_Data excerpts_
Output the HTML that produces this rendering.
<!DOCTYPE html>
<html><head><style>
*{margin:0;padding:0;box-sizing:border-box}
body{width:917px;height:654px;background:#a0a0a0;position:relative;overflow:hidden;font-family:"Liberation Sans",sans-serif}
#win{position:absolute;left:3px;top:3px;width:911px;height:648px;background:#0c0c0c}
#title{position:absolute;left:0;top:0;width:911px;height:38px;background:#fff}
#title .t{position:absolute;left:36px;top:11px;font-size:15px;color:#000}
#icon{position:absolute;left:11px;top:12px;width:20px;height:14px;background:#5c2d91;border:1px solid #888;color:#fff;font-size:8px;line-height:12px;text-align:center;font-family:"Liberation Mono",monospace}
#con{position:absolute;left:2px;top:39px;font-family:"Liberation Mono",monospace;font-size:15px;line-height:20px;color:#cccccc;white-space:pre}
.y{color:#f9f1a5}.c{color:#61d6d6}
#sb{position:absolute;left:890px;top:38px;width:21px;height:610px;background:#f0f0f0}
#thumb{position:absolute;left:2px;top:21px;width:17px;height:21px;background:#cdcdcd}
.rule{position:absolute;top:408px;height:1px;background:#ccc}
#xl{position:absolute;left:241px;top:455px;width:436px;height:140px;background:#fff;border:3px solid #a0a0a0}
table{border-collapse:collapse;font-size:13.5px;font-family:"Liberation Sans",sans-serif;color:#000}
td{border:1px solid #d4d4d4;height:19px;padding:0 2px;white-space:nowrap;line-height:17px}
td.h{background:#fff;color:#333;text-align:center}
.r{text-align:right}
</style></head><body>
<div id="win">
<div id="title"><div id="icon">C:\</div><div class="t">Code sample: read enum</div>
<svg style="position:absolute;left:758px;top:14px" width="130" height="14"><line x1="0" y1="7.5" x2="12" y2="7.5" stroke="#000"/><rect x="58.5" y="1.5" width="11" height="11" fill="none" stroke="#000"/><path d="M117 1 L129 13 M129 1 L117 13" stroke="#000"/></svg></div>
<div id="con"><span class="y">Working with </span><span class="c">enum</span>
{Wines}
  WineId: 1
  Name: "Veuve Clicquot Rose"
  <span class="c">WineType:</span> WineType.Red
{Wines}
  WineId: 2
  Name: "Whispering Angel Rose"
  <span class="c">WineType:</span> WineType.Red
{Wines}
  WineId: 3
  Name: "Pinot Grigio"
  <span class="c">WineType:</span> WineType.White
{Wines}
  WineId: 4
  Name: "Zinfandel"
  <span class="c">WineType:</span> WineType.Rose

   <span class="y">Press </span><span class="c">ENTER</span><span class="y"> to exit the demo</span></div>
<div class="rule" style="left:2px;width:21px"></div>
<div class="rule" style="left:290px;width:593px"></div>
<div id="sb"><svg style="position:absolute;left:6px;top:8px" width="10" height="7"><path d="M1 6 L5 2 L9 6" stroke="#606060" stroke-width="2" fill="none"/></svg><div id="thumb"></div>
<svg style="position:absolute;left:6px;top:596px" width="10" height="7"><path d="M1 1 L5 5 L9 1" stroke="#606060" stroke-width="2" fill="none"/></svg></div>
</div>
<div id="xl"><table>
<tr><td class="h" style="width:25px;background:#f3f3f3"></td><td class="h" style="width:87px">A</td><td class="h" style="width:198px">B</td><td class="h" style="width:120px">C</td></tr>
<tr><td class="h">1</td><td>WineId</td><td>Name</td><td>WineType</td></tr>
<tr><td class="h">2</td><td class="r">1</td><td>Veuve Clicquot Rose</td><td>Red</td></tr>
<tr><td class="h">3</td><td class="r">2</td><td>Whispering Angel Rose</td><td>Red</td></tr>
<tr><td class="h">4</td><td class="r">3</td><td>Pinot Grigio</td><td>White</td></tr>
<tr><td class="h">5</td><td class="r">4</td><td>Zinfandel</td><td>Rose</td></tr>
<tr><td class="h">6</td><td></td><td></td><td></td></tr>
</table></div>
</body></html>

* * *

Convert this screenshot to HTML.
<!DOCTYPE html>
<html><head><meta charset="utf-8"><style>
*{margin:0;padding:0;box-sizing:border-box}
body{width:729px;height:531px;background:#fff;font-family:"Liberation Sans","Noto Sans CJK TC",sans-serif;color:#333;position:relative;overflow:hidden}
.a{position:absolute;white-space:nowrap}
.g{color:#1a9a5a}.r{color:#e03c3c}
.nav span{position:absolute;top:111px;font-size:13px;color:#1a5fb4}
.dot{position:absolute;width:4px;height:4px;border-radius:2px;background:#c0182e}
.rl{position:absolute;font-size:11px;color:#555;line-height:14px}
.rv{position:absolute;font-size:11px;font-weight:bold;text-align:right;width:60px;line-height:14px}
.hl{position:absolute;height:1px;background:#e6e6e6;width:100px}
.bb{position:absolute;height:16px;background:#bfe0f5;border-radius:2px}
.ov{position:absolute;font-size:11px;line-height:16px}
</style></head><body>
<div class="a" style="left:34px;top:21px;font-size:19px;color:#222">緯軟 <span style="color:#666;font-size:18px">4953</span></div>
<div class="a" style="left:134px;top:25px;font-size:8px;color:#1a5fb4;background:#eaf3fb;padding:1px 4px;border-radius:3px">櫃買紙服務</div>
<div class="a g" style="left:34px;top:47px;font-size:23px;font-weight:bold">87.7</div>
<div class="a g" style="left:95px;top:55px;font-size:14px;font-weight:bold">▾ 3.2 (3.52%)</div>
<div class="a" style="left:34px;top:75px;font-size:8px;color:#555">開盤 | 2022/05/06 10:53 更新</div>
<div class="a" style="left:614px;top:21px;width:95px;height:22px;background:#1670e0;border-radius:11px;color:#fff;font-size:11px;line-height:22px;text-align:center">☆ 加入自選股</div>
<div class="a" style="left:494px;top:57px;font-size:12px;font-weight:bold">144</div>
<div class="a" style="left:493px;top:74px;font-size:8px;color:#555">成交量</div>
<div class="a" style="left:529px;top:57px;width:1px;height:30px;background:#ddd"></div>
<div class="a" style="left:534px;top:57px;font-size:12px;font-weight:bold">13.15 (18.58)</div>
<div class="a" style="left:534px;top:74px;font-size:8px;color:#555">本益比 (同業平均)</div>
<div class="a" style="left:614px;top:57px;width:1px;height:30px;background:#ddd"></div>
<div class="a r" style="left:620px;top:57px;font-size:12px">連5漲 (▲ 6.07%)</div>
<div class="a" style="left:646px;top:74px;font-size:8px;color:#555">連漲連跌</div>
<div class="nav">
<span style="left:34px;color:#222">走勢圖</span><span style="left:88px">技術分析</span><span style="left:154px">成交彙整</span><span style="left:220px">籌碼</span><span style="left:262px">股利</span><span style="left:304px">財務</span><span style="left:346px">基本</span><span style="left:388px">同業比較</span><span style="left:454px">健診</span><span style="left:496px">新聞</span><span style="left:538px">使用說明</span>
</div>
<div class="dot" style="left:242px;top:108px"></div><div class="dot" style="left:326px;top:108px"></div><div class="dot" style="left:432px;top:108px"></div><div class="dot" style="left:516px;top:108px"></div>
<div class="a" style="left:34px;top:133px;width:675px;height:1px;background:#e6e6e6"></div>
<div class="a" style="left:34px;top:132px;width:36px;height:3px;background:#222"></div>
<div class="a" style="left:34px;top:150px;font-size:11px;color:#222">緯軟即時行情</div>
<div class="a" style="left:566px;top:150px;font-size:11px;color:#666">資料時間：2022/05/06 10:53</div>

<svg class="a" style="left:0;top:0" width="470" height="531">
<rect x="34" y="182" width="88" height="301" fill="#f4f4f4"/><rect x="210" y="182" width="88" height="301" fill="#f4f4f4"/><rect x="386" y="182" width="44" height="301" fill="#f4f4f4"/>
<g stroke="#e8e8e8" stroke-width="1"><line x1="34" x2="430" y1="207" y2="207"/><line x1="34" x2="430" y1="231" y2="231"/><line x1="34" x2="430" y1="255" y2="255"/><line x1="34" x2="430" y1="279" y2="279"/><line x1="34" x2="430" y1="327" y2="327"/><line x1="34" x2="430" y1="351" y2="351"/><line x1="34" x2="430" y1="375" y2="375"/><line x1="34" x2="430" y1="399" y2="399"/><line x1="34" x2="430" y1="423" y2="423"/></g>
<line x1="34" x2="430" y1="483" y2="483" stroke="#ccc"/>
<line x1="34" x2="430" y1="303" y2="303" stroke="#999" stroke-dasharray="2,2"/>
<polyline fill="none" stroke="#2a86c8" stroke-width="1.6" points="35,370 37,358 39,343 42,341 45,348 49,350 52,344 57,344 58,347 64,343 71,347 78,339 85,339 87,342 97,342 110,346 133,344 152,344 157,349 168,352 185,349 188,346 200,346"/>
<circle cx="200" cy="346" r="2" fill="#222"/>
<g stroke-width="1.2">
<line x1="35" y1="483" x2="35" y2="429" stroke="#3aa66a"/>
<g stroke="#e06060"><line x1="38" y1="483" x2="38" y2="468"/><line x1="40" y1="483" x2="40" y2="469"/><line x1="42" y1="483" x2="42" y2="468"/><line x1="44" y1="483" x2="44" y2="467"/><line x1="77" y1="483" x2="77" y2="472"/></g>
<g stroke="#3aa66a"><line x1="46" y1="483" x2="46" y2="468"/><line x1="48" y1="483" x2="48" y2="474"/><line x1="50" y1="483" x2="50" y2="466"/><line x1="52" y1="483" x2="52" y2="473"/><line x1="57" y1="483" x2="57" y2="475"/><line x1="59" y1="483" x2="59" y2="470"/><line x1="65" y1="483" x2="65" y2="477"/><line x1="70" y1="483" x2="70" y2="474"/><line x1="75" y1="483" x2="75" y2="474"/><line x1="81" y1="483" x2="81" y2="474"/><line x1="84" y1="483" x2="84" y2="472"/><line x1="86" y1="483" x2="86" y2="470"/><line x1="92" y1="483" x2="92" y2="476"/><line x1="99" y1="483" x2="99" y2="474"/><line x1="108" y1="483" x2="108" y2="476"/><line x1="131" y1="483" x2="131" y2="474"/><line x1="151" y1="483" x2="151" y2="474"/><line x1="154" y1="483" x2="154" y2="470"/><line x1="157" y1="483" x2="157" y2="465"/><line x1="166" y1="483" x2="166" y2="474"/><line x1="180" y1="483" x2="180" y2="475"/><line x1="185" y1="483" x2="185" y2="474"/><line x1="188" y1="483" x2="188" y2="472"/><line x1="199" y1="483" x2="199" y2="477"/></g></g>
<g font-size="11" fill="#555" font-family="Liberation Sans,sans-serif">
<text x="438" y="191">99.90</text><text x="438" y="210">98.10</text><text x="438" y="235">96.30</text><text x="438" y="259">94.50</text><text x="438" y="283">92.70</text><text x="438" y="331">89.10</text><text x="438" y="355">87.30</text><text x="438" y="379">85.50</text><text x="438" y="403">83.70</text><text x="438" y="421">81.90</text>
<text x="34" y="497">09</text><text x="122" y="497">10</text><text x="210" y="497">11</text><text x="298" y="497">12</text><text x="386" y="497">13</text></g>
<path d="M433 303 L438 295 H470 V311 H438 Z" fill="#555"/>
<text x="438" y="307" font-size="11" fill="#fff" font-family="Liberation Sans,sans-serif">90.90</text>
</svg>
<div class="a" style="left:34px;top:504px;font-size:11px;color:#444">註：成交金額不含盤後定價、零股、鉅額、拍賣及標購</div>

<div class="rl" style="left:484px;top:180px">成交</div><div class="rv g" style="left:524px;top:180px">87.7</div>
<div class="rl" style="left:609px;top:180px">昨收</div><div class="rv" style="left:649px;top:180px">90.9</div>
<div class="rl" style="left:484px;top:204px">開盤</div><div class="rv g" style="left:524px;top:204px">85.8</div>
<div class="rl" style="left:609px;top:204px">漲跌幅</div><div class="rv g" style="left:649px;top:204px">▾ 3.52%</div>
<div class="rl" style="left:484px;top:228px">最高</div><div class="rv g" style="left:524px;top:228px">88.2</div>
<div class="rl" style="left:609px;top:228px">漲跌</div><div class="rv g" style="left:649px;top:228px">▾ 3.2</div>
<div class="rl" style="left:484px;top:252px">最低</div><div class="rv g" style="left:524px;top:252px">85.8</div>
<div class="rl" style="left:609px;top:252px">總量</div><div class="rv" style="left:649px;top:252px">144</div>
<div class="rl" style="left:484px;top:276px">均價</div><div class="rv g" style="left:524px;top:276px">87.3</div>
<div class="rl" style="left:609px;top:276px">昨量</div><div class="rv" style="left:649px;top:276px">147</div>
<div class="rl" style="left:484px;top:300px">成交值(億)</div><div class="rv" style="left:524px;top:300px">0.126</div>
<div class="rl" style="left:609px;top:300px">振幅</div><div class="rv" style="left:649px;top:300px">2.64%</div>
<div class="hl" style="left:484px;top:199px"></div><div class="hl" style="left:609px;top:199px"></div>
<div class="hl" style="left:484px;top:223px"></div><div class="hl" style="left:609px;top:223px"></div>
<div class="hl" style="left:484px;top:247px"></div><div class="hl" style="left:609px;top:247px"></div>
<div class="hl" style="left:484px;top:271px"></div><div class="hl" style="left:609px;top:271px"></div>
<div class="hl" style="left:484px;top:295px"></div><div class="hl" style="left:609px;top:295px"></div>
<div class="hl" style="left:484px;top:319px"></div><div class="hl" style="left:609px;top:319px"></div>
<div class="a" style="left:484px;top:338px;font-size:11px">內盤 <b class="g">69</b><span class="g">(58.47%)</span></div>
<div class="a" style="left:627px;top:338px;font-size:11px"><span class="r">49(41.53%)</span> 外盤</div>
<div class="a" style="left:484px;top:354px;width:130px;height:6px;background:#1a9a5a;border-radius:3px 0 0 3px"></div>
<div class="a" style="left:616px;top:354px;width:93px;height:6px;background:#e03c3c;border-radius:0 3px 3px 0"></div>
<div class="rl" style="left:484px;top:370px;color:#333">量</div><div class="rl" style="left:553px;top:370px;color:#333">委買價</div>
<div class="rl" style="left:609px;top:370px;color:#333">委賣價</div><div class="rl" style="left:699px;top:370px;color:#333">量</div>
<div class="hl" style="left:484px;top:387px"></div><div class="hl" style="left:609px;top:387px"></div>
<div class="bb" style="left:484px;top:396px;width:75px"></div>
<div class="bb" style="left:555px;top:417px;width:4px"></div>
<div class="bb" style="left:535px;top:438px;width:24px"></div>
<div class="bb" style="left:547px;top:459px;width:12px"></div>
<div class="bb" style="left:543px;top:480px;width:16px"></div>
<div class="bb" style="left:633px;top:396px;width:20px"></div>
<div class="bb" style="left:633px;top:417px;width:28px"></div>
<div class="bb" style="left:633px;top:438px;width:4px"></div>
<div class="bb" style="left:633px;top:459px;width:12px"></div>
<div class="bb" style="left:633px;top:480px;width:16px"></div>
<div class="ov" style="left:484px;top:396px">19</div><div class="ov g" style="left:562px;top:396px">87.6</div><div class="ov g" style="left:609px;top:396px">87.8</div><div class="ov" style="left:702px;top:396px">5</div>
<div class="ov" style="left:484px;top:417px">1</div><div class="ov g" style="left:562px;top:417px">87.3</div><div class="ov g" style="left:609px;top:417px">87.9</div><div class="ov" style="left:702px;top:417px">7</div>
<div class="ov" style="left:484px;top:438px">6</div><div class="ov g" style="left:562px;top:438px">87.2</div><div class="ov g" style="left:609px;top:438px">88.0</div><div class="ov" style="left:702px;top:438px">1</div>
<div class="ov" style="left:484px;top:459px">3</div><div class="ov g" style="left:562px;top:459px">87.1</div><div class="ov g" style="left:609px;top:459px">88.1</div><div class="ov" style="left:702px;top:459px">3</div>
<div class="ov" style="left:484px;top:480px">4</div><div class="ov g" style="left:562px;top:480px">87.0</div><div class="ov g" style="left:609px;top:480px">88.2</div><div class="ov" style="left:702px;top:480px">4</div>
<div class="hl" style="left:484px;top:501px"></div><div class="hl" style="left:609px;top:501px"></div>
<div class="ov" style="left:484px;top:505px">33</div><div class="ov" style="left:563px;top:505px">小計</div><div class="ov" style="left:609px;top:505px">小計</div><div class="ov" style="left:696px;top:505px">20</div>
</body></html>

_Written problem_
Extract, from the listing above, every line where the string "this" occurs.

_Complete answer_
Output the HTML that produces this rendering.
Convert this screenshot to HTML.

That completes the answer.